There is one more reason to keep everything clean and disclosed. Flags and suppressed posts compound quietly, and they are a common hidden cause when creators wonder why FYP views drop across a whole account.

Frequently Asked Questions

How many followers do you need for the TikTok collaborator feature?

No follower threshold has been documented for collab posts, and accounts with over 7,000 followers still lack access. The 1,000-follower rule people cite applies to hosting LIVE streams, which is a separate feature.

Can I add a collaborator to a TikTok video after posting it?

No. The Invite collaborators option only appears on the posting screen before you publish. To collaborate on existing content, your partner can Duet or Stitch the live video instead.

How many people can be on one TikTok collab post?

Up to 5 collaborators can join a single post, and backend code points to a limit of four initiated collab posts per month. Only the original creator can edit the video once it is live.

How is engagement counted on a collab post?

Engagement pools across every profile on the post. All collaborators see the same combined views, likes, and comments rather than a split share, which is the feature’s main draw for smaller accounts.

Why did the collaborator option disappear from my TikTok?

TikTok is still adjusting the test group, and creators report the option appearing and vanishing between sessions.

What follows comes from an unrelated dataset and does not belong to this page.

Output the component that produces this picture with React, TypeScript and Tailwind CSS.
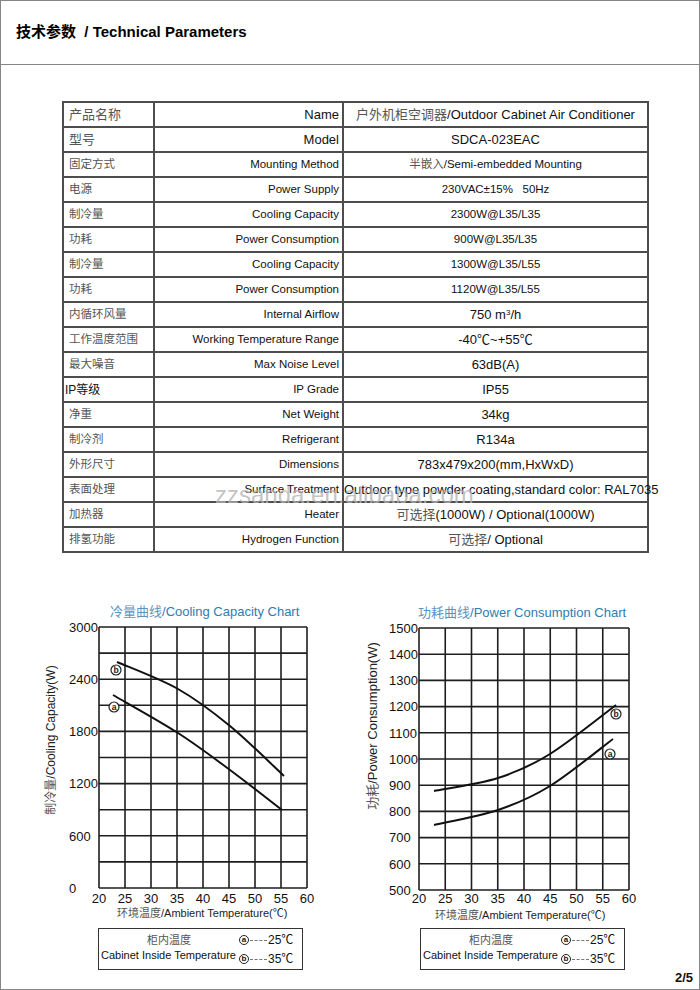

There is no fix on your end; users who lost it report it returning on its own.

Quick Takeaways

  • The TikTok collaborator feature is invite-gated and in staged testing, with no follower count, account type, or setting that unlocks it.
  • Plan around the documented limits, 5 collaborators per post, original-creator-only editing, and a probable 4-collab monthly cap from backend code.
  • Never duplicate-post the same video across two accounts; a documented test got flagged for unoriginal content within 18 hours despite manual edits.
  • Use Duet, Stitch, and @mention crediting as the safe collab substitute until the rollout reaches your account.